O equipamento pegou fogo em 2018 e deixou os pesquisadores apreensivos, mas as peças haviam sido guardadas num anexo vizinho. “Ele escapou do fogo duas vezes, então resolvemos botar o nome Aratasaurus - ‘arata’ significa ‘nascido do fogo’”, explica o professor.

Camarões bioluminescentes

O grupo ocorre em parte da América do Sul e do sudeste asiatico. Muitos pesquisadores acreditavam que ele era novo, mas os caririenses encontraram o primeiro fóssil no mundo, com 115 milhões de anos. “Uma descoberta fantástica”, considera.

Planta ancestral

Entre as plantas, a mais emblemática foi encontrada por uma aluna orientada por ele. Pertencente à família gnetácea e de origem asiática, ela foi batizada cientificamente com o nome de uma professora da Urca: Arlenea delicata. A hipótese dos pesquisadores é que as sementes dela foram espalhadas pelo mundo por pterossauros, répteis voadores de grande porte.

Legado para o futuro

Álamo espera que o prêmio traga mais holofotes, investimentos e proteção para os fósseis no Cariri, já que ainda hoje as peças são alvo de tráfico internacional e representam perdas significativas para o patrimônio científico-natural cearense. 

“Não se justifica mais fóssil virando gesso, virando cal, virando cimento. O Governo Estadual e o Governo Federal têm que fazer a sua parte.
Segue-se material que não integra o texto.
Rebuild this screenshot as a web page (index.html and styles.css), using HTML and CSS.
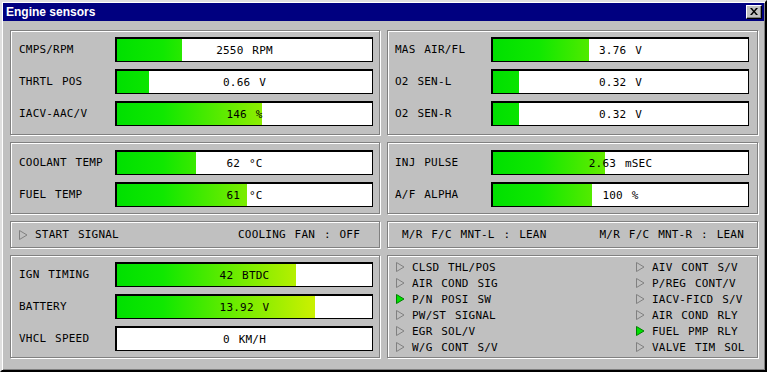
FILE: index.html
```html
<!DOCTYPE html>
<html>
  <head>
    <link rel="stylesheet" href="styles.css">
  </head>
  <body>
    <div class="window">
      <div class="titlebar">
        <span class="title">Engine sensors</span>
        <span class="close">
          <svg width="8" height="7" viewBox="0 0 8 7"><path d="M0 0h2l2 2.5L6 0h2L5 3.5 8 7H6L4 4.5 2 7H0l3-3.5z" fill="#000"/></svg>
        </span>
      </div>

      <div class="content">
        <!-- row 1 -->
        <div class="group left top">
          <div class="row"><span class="label">CMPS/RPM</span><div class="bar"><div class="cover" style="margin-left:25.5%"></div><span class="value">2550 RPM</span></div></div>
          <div class="row"><span class="label">THRTL POS</span><div class="bar"><div class="cover" style="margin-left:12.5%"></div><span class="value">0.66 V</span></div></div>
          <div class="row"><span class="label">IACV-AAC/V</span><div class="bar"><div class="cover" style="margin-left:57%"></div><span class="value">146 %</span></div></div>
        </div>
        <div class="group right top">
          <div class="row"><span class="label">MAS AIR/FL</span><div class="bar"><div class="cover" style="margin-left:37.5%"></div><span class="value">3.76 V</span></div></div>
          <div class="row"><span class="label">O2 SEN-L</span><div class="bar"><div class="cover" style="margin-left:10%"></div><span class="value">0.32 V</span></div></div>
          <div class="row"><span class="label">O2 SEN-R</span><div class="bar"><div class="cover" style="margin-left:10%"></div><span class="value">0.32 V</span></div></div>
        </div>

        <!-- row 2 -->
        <div class="group left">
          <div class="row"><span class="label">COOLANT TEMP</span><div class="bar"><div class="cover" style="margin-left:31%"></div><span class="value">62 °C</span></div></div>
          <div class="row"><span class="label">FUEL TEMP</span><div class="bar"><div class="cover" style="margin-left:51%"></div><span class="value">61 °C</span></div></div>
        </div>
        <div class="group right">
          <div class="row"><span class="label">INJ PULSE</span><div class="bar"><div class="cover" style="margin-left:44%"></div><span class="value">2.63 mSEC</span></div></div>
          <div class="row"><span class="label">A/F ALPHA</span><div class="bar"><div class="cover" style="margin-left:39%"></div><span class="value">100 %</span></div></div>
        </div>

        <!-- status row -->
        <div class="group status status-left">
          <span class="flag"><svg class="tri" width="9" height="10" viewBox="0 0 9 10"><path d="M0.5 0.5L8 5 0.5 9.5z" fill="none" stroke="#808080"/></svg>START SIGNAL</span>
          <span>COOLING FAN : OFF</span>
        </div>
        <div class="group status status-right">
          <span>M/R F/C MNT-L : LEAN</span>
          <span>M/R F/C MNT-R : LEAN</span>
        </div>

        <!-- row 4 -->
        <div class="group left top">
          <div class="row"><span class="label">IGN TIMING</span><div class="bar"><div class="cover" style="margin-left:70%"></div><span class="value">42 BTDC</span></div></div>
          <div class="row"><span class="label">BATTERY</span><div class="bar"><div class="cover" style="margin-left:77.5%"></div><span class="value">13.92 V</span></div></div>
          <div class="row"><span class="label">VHCL SPEED</span><div class="bar"><div class="cover" style="margin-left:0%"></div><span class="value">0 KM/H</span></div></div>
        </div>
        <div class="group right switches">
          <div class="flag"><svg class="tri" width="9" height="10" viewBox="0 0 9 10"><path d="M0.5 0.5L8 5 0.5 9.5z" fill="none" stroke="#808080"/></svg>CLSD THL/POS</div>
          <div class="flag"><svg class="tri" width="9" height="10" viewBox="0 0 9 10"><path d="M0.5 0.5L8 5 0.5 9.5z" fill="none" stroke="#808080"/></svg>AIV CONT S/V</div>
          <div class="flag"><svg class="tri" width="9" height="10" viewBox="0 0 9 10"><path d="M0.5 0.5L8 5 0.5 9.5z" fill="none" stroke="#808080"/></svg>AIR COND SIG</div>
          <div class="flag"><svg class="tri" width="9" height="10" viewBox="0 0 9 10"><path d="M0.5 0.5L8 5 0.5 9.5z" fill="none" stroke="#808080"/></svg>P/REG CONT/V</div>
          <div class="flag"><svg class="tri" width="9" height="10" viewBox="0 0 9 10"><path d="M0.5 0.5L8 5 0.5 9.5z" fill="#00e000" stroke="#008000"/></svg>P/N POSI SW</div>
          <div class="flag"><svg class="tri" width="9" height="10" viewBox="0 0 9 10"><path d="M0.5 0.5L8 5 0.5 9.5z" fill="none" stroke="#808080"/></svg>IACV-FICD S/V</div>
          <div class="flag"><svg class="tri" width="9" height="10" viewBox="0 0 9 10"><path d="M0.5 0.5L8 5 0.5 9.5z" fill="none" stroke="#808080"/></svg>PW/ST SIGNAL</div>
          <div class="flag"><svg class="tri" width="9" height="10" viewBox="0 0 9 10"><path d="M0.5 0.5L8 5 0.5 9.5z" fill="none" stroke="#808080"/></svg>AIR COND RLY</div>
          <div class="flag"><svg class="tri" width="9" height="10" viewBox="0 0 9 10"><path d="M0.5 0.5L8 5 0.5 9.5z" fill="none" stroke="#808080"/></svg>EGR SOL/V</div>
          <div class="flag"><svg class="tri" width="9" height="10" viewBox="0 0 9 10"><path d="M0.5 0.5L8 5 0.5 9.5z" fill="#00e000" stroke="#008000"/></svg>FUEL PMP RLY</div>
          <div class="flag"><svg class="tri" width="9" height="10" viewBox="0 0 9 10"><path d="M0.5 0.5L8 5 0.5 9.5z" fill="none" stroke="#808080"/></svg>W/G CONT S/V</div>
          <div class="flag"><svg class="tri" width="9" height="10" viewBox="0 0 9 10"><path d="M0.5 0.5L8 5 0.5 9.5z" fill="none" stroke="#808080"/></svg>VALVE TIM SOL</div>
        </div>
      </div>
    </div>
  </body>
</html>
```

FILE: styles.css
```css
html, body {
  margin: 0;
  padding: 0;
  background-color: #c0c0c0;
}
.window {
  width: 767px;
  height: 372px;
  box-sizing: border-box;
  padding: 1px;
  border: 2px solid;
  border-color: #dfdfdf #000 #000 #dfdfdf;
  box-shadow: inset 1px 1px 0 #fff, inset -1px -1px 0 #808080;
  background-color: #c0c0c0;
  font-family: "DejaVu Sans Mono", "Liberation Mono", monospace;
  font-size: 11px;
  letter-spacing: 0.2px;
  color: #000;
}
.titlebar {
  height: 18px;
  background-color: #000080;
  display: flex;
  align-items: center;
  justify-content: space-between;
  padding: 0 2px 0 3px;
}
.title {
  font-family: "Liberation Sans", Arial, sans-serif;
  font-weight: bold;
  font-size: 12px;
  letter-spacing: 0;
  color: #fff;
}
.close {
  width: 16px;
  height: 14px;
  box-sizing: border-box;
  background-color: #c0c0c0;
  border: 1px solid;
  border-color: #fff #000 #000 #fff;
  box-shadow: inset -1px -1px 0 #808080;
  display: flex;
  align-items: center;
  justify-content: center;
  padding: 0 1px 1px 0;
}
.close svg {
  display: block;
}
.content {
  display: grid;
  grid-template-columns: 370px 371px;
  grid-template-rows: 105px 72px 27px 103px;
  column-gap: 7px;
  row-gap: 7px;
  padding: 9px 0 0 7px;
}
.group {
  box-sizing: border-box;
  border: 1px solid #808080;
  box-shadow: inset 1px 1px 0 #fff, 1px 1px 0 #fff;
  display: flex;
  flex-direction: column;
  gap: 7px;
  padding: 7px 6px 0 8px;
}
.group.right {
  padding: 7px 8px 0 7px;
}
.group.top {
  padding-top: 6px;
}
.row {
  display: grid;
  grid-template-columns: 96px 258px;
  height: 25px;
  align-items: center;
}
.label {
  white-space: pre;
  word-spacing: 2px;
}
.bar {
  height: 25px;
  box-sizing: border-box;
  border: 2px solid #000;
  border-width: 2px 1px 1px 2px;
  display: grid;
  background: linear-gradient(to right, #00e000 0%, #10e800 18%, #78ec00 50%, #c4f000 75%, #f0f800 100%);
}
.cover {
  grid-area: 1 / 1;
  background-color: #fff;
}
.value {
  grid-area: 1 / 1;
  align-self: center;
  text-align: center;
  word-spacing: 2px;
}
.status {
  flex-direction: row;
  align-items: center;
  justify-content: space-between;
  padding: 0 19px 0 8px;
  word-spacing: 2px;
}
.status.status-right {
  padding: 0 13px 0 14px;
}
.flag {
  display: flex;
  align-items: center;
  white-space: pre;
  word-spacing: 2px;
}
.tri {
  display: block;
  margin-right: 7px;
}
.group.switches {
  display: grid;
  grid-template-columns: 240px 1fr;
  grid-auto-rows: 16px;
  gap: 0;
  padding: 3px 0 0 8px;
  align-content: start;
}
```
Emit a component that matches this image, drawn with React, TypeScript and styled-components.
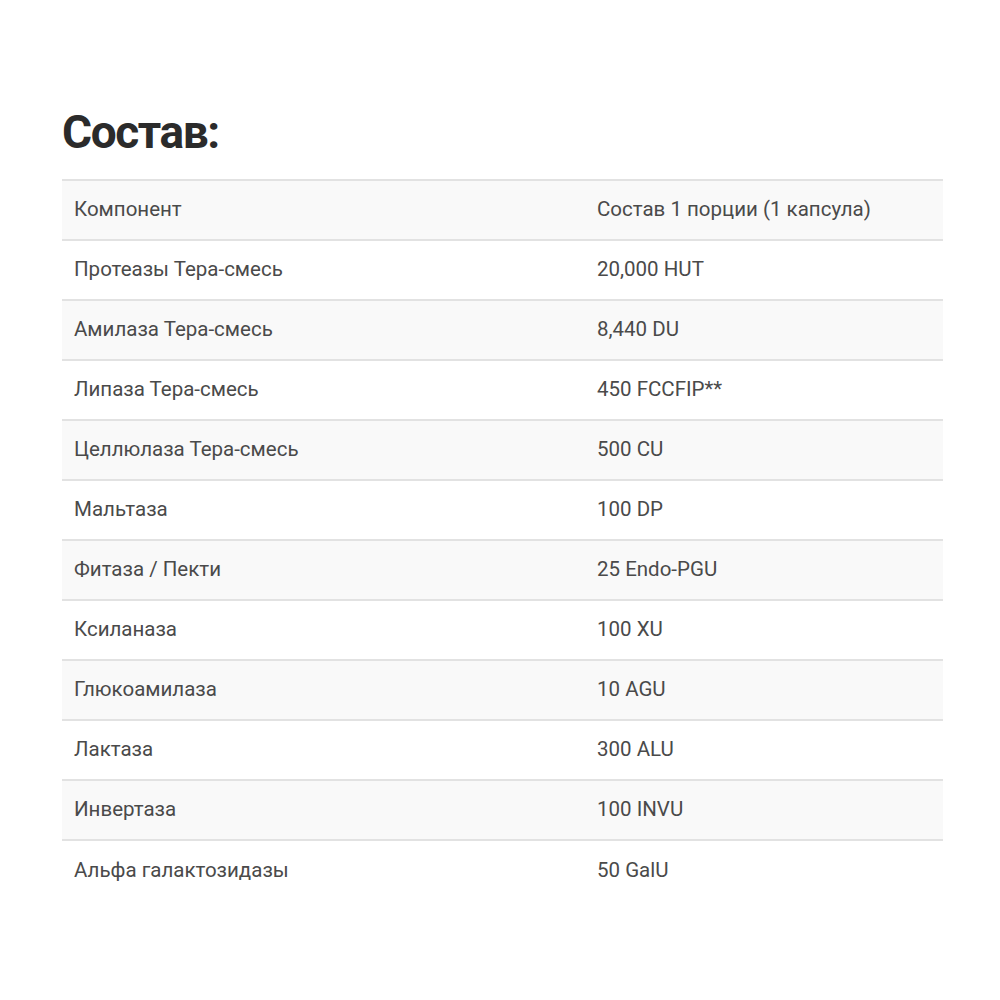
import styled, { createGlobalStyle } from "styled-components";

const rows: [string, string][] = [
  ["Протеазы Тера-смесь", "20,000 HUT"],
  ["Амилаза Тера-смесь", "8,440 DU"],
  ["Липаза Тера-смесь", "450 FCCFIP**"],
  ["Целлюлаза Тера-смесь", "500 CU"],
  ["Мальтаза", "100 DP"],
  ["Фитаза / Пекти", "25 Endo-PGU"],
  ["Ксиланаза", "100 XU"],
  ["Глюкоамилаза", "10 AGU"],
  ["Лактаза", "300 ALU"],
  ["Инвертаза", "100 INVU"],
  ["Альфа галактозидазы", "50 GalU"],
];

const GlobalStyle = createGlobalStyle`
  html, body {
    margin: 0;
    padding: 0;
    background: #fff;
  }
`;

export default function App() {
  return (
    <>
      <GlobalStyle />
      <Page>
        <Title>Состав:</Title>
        <Table>
          <colgroup>
            <col style={{ width: 523 }} />
            <col />
          </colgroup>
          <tbody>
            <Row $striped>
              <Cell>Компонент</Cell>
              <Cell>Состав 1 порции (1 капсула)</Cell>
            </Row>
            {rows.map(([name, amount], i) => (
              <Row key={name} $striped={i % 2 === 1} $last={i === rows.length - 1}>
                <Cell>{name}</Cell>
                <Cell>{amount}</Cell>
              </Row>
            ))}
          </tbody>
        </Table>
      </Page>
    </>
  );
}

const Page = styled.div`
  width: 881px;
  padding: 104px 0 0 62px;
  font-family: "Roboto", "Liberation Sans", sans-serif;
`;

const Title = styled.h2`
  margin: 0 0 19px;
  height: 56px;
  font-size: 46px;
  line-height: 56px;
  font-weight: 700;
  color: #2b2b2b;
  letter-spacing: -1.4px;
`;

const Table = styled.table`
  width: 881px;
  border-collapse: collapse;
  table-layout: fixed;
  border-top: 2px solid #e2e2e2;
`;

const Row = styled.tr<{ $striped?: boolean; $last?: boolean }>`
  height: 60px;
  background: ${({ $striped }) => ($striped ? "#f9f9f9" : "#fff")};
  border-bottom: ${({ $last }) => ($last ? "none" : "2px solid #e2e2e2")};
`;

const Cell = styled.td`
  padding: 0 12px 2px;
  font-size: 20.5px;
  color: #4a4a4a;
  vertical-align: middle;
  white-space: nowrap;
  letter-spacing: 0;
`;
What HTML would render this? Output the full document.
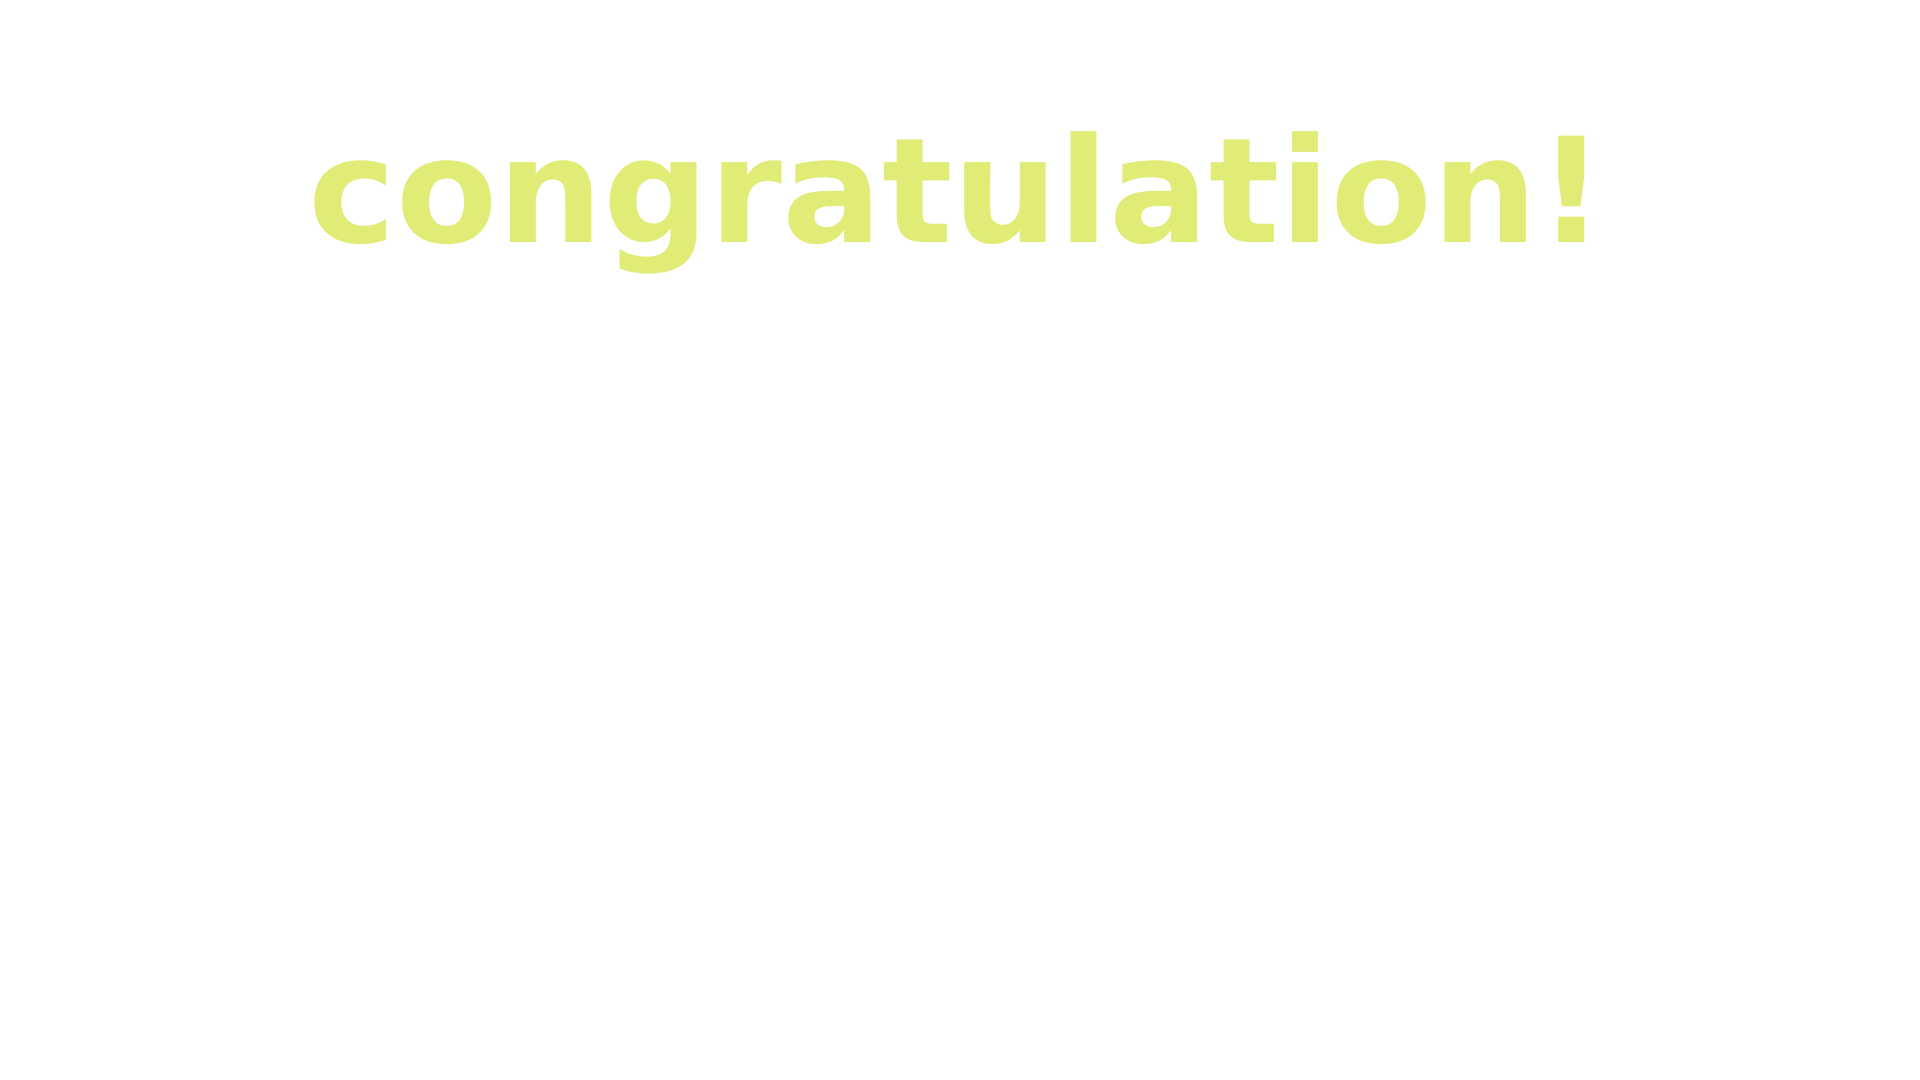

O Estadual já botou o Batalhão de Polícia Ambiental para fazer recolhimentos em algumas áreas de exploração do calcário laminado, mas ainda temos o problema da gipsita explorada na Bacia”, pondera.

Além da produção de conhecimento para toda a humanidade a partir do estudo do passado, o professor lembra que os fósseis também permitem a geração de renda no Cariri por meio do turismo científico e de aventura, favorecendo hospedagens, comércios e artesãos.

O pesquisador ainda reforça a necessidade de mostrar os fósseis “a todo custo” para as novas gerações, pois “ninguém preserva o que não conhece”.

“Como vou fazer um esforço e parar o que estou fazendo para proteger isso? Só se eu souber que é importante e tiver pertencimento disso. Espero que esse prêmio seja um despertar de vocações para que as pessoas vejam a importância do fóssil da Bacia do Araripe”, entende.

Por fim, ele acredita que o estudo é capaz de recompensar até quem nasceu no interior de um Estado e veio de uma família com dificuldades. “Se eu consegui, qualquer um pode”, diz o ex-menino vaqueiro que, assim como seus ídolos do passado, mantém uma relação íntima com a terra onde vive.